Australians challenging themselves to go sugar free this September can have a major impact on the lives of others and not just their waistline.
Whether you want to tame a sweet tooth, need a diet overhaul or another challenge, Sugar Free September is expected to give its participants a run for their money.
The inaugural health and fundraising initiative Sugar Free September is about reducing the processed and refined sugar in your diet, while raising funds and awareness to improve the lives of people living with Muscular Dystrophy. Australians consume an average of 53kg of sugar each year or the equivalent of about 29 teaspoons of sugar (both added and natural) each day with the first ever Sugar Free September already attracting health-conscious participants.

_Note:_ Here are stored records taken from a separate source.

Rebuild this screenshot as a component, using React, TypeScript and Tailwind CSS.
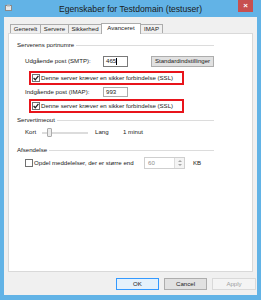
import React from "react";

function Check({ checked }: { checked?: boolean }) {
  return (
    <div className="w-[8px] h-[8px] border border-[#707070] bg-white flex items-center justify-center shrink-0">
      {checked && (
        <svg width="6" height="6" viewBox="0 0 6 6">
          <path d="M0.6 3 L2.3 4.8 L5.4 0.8" stroke="#222" strokeWidth="1.3" fill="none" />
        </svg>
      )}
    </div>
  );
}

function Group({ title }: { title: string }) {
  return (
    <div className="flex items-center h-[8px] pr-[38px]">
      <span className="whitespace-nowrap">{title}</span>
      <div className="flex-1 h-px bg-[#dcdcdc] ml-[2px]" />
    </div>
  );
}

export default function App() {
  return (
    <div className="w-[261px] h-[300px] bg-[#62b3e6] flex flex-col overflow-hidden font-['Liberation_Sans',Arial,sans-serif] text-[6.1px] text-[#1a1a1a] leading-none">
      {/* title bar */}
      <div className="h-[17px] relative flex items-center justify-center shrink-0">
        <svg className="absolute left-[5px] top-[4px]" width="8" height="8" viewBox="0 0 8 8">
          <rect x="0.5" y="1.5" width="6" height="5" fill="#e8e8e8" stroke="#8a8a8a" />
          <rect x="2" y="0.5" width="3" height="2" fill="#b0b0b0" />
        </svg>
        <span className="text-[8.6px] text-[#1a1a1a] mt-[2px]">Egenskaber for Testdomain (testuser)</span>
        <div className="absolute right-[8px] top-0 w-[15px] h-[12px] bg-[#c75050] flex items-center justify-center">
          <span className="text-white text-[8px] font-bold">×</span>
        </div>
      </div>

      {/* client */}
      <div className="flex-1 mx-[4px] mb-[5px] bg-[#f0f0f0] flex flex-col">
        {/* tabs */}
        <div className="h-[16px] flex items-end pl-[6px] shrink-0">
          {[
            ["Generelt", 31],
            ["Servere", 29],
            ["Sikkerhed", 34],
          ].map(([t, w]) => (
            <div
              key={t as string}
              style={{ width: w as number }}
              className="h-[9px] border border-b-0 border-[#acacac] bg-[#f0f0f0] -mr-px flex items-center justify-center"
            >
              {t}
            </div>
          ))}
          <div className="w-[40px] h-[11px] border border-b-0 border-[#acacac] bg-white -mr-px -mb-px relative z-10 flex items-center justify-center pb-[1px]">
            Avanceret
          </div>
          <div className="w-[23px] h-[9px] border border-b-0 border-[#acacac] bg-[#f0f0f0] flex items-center justify-center">
            IMAP
          </div>
        </div>

        {/* panel */}
        <div className="mx-[4px] h-[239px] border border-[#d9d9d9] bg-white pl-[8px] flex flex-col shrink-0">
          <div className="mt-[7px]">
            <Group title="Serverens portnumre" />
          </div>

          <div className="mt-[7px] h-[11px] flex items-center pl-[8px]">
            <span className="w-[78px]">Udgående post (SMTP):</span>
            <div className="w-[25px] h-[11px] border border-[#7a7a7a] bg-white flex items-center pl-[2px]">
              465<span className="w-px h-[7px] bg-black" />
            </div>
            <div className="ml-[23px] w-[63px] h-[11px] border border-[#adadad] bg-[#e1e1e1] flex items-center justify-center">
              Standardindstillinger
            </div>
          </div>

          <div className="mt-[4px] ml-[12px] w-[155px] h-[14px] border-2 border-[#e8141b] flex items-center pl-[1px] gap-[1px]">
            <Check checked />
            <span className="whitespace-nowrap">Denne server kræver en sikker forbindelse (SSL)</span>
          </div>

          <div className="mt-[2px] h-[10px] flex items-center pl-[8px]">
            <span className="w-[78px]">Indgående post (IMAP):</span>
            <div className="w-[25px] h-[10px] border border-[#acacac] bg-white flex items-center pl-[2px]">993</div>
          </div>

          <div className="mt-[2px] ml-[12px] w-[155px] h-[14px] border-2 border-[#e8141b] flex items-center pl-[1px] gap-[1px]">
            <Check checked />
            <span className="whitespace-nowrap">Denne server kræver en sikker forbindelse (SSL)</span>
          </div>

          <div className="mt-[3px]">
            <Group title="Servertimeout" />
          </div>

          <div className="mt-[4px] h-[9px] flex items-center pl-[8px]">
            <span className="w-[17px]">Kort</span>
            <div className="w-[46px] h-[9px] relative flex items-center">
              <div className="w-full h-[2px] bg-[#e7eaea] border-y border-[#dcdcdc]" />
              <div className="absolute left-[5px] top-0 w-[5px] h-[9px] bg-[#ececec] border border-[#acacac] rounded-[1px]" />
            </div>
            <span className="ml-[7px] w-[28px]">Lang</span>
            <span>1 minut</span>
          </div>

          <div className="mt-[9px]">
            <Group title="Afsendelse" />
          </div>

          <div className="mt-[3px] h-[12px] flex items-center pl-[8px]">
            <Check />
            <span className="ml-[1px] w-[110px] whitespace-nowrap">Opdel meddelelser, der er større end</span>
            <div className="w-[41px] h-[12px] border border-[#cfcfcf] bg-white flex">
              <span className="flex-1 flex items-center pl-[3px] text-[#8d8d8d]">60</span>
              <div className="w-[10px] border-l border-[#dcdcdc] bg-[#f4f4f4] flex flex-col items-center justify-center gap-[2px]">
                <svg width="4" height="2" viewBox="0 0 4 2"><path d="M0 2 L2 0 L4 2Z" fill="#a6a6a6" /></svg>
                <svg width="4" height="2" viewBox="0 0 4 2"><path d="M0 0 L2 2 L4 0Z" fill="#a6a6a6" /></svg>
              </div>
            </div>
            <span className="ml-[8px]">KB</span>
          </div>
        </div>

        {/* buttons */}
        <div className="mt-[6px] h-[12px] flex justify-end gap-[5px] pr-[1px]">
          <div className="w-[43px] h-[12px] border border-[#3399ff] bg-[#e5f1fb] flex items-center justify-center">OK</div>
          <div className="w-[43px] h-[12px] border border-[#adadad] bg-[#e1e1e1] flex items-center justify-center">Cancel</div>
          <div className="w-[44px] h-[12px] border border-[#d9d9d9] bg-[#f4f4f4] text-[#a0a0a0] flex items-center justify-center">Apply</div>
        </div>
      </div>
    </div>
  );
}
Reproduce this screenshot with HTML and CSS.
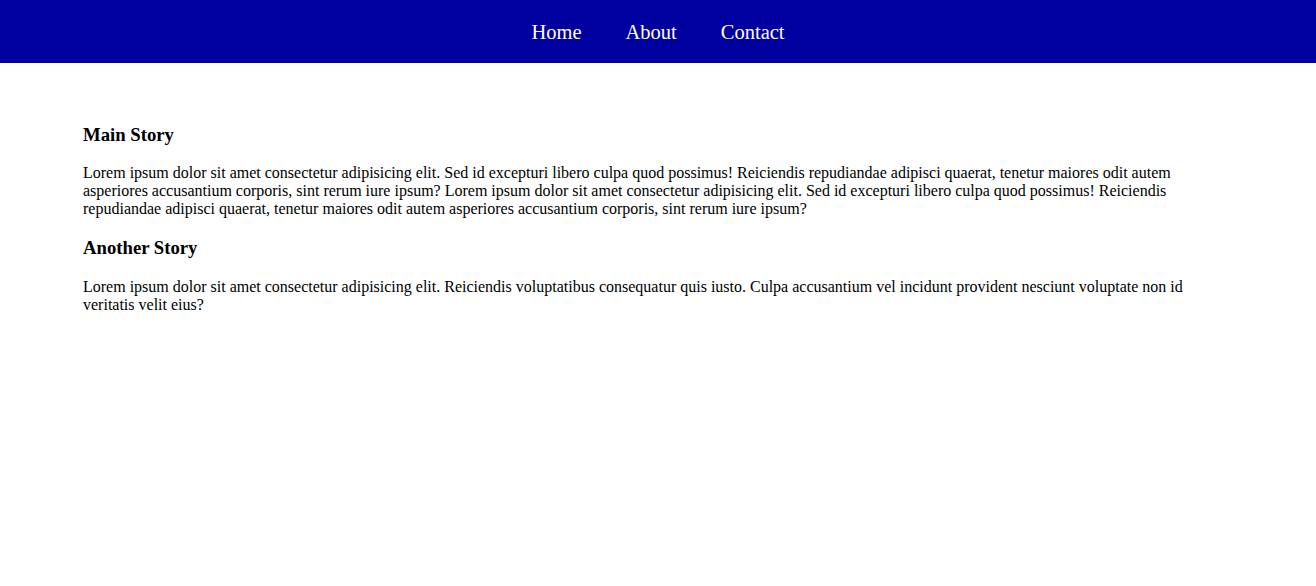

MDNSW chief executive officer Pene Hodge said the timing of the initiative was ideal as many people would be coming out of winter hibernation and starting to improve their health as they prepared themselves for the warmer months. She acknowledges Sugar Free September will be a tough challenge for many and recommended roping in a support network or starting a fundraising page for added accountability.
Ms Hodge said every dollar raised will go towards providing critical support to families affected by Muscular Dystrophy. She said fundraising was the organisation’s main source of income, allowing it to provide their world-first specialised Duke of Edinburgh’s Award, targeted sport and special interest programs, counselling, family retreats and camps for the kids.
“Sugar Free September is about a healthy diet. We’re advocating a natural diet; it’s an initiative that will suit almost anyone interested in improving their health,” she said.
Participants can register for $45 online, which sets up a personal fundraising page and is donated to Muscular Dystrophy NSW. The organisation hopes Sugar Free September becomes its major annual fundraiser, potentially attracting the same level of attention as Movember and Dry July, which would mean the availability of more services for people who live with Muscular Dystrophy.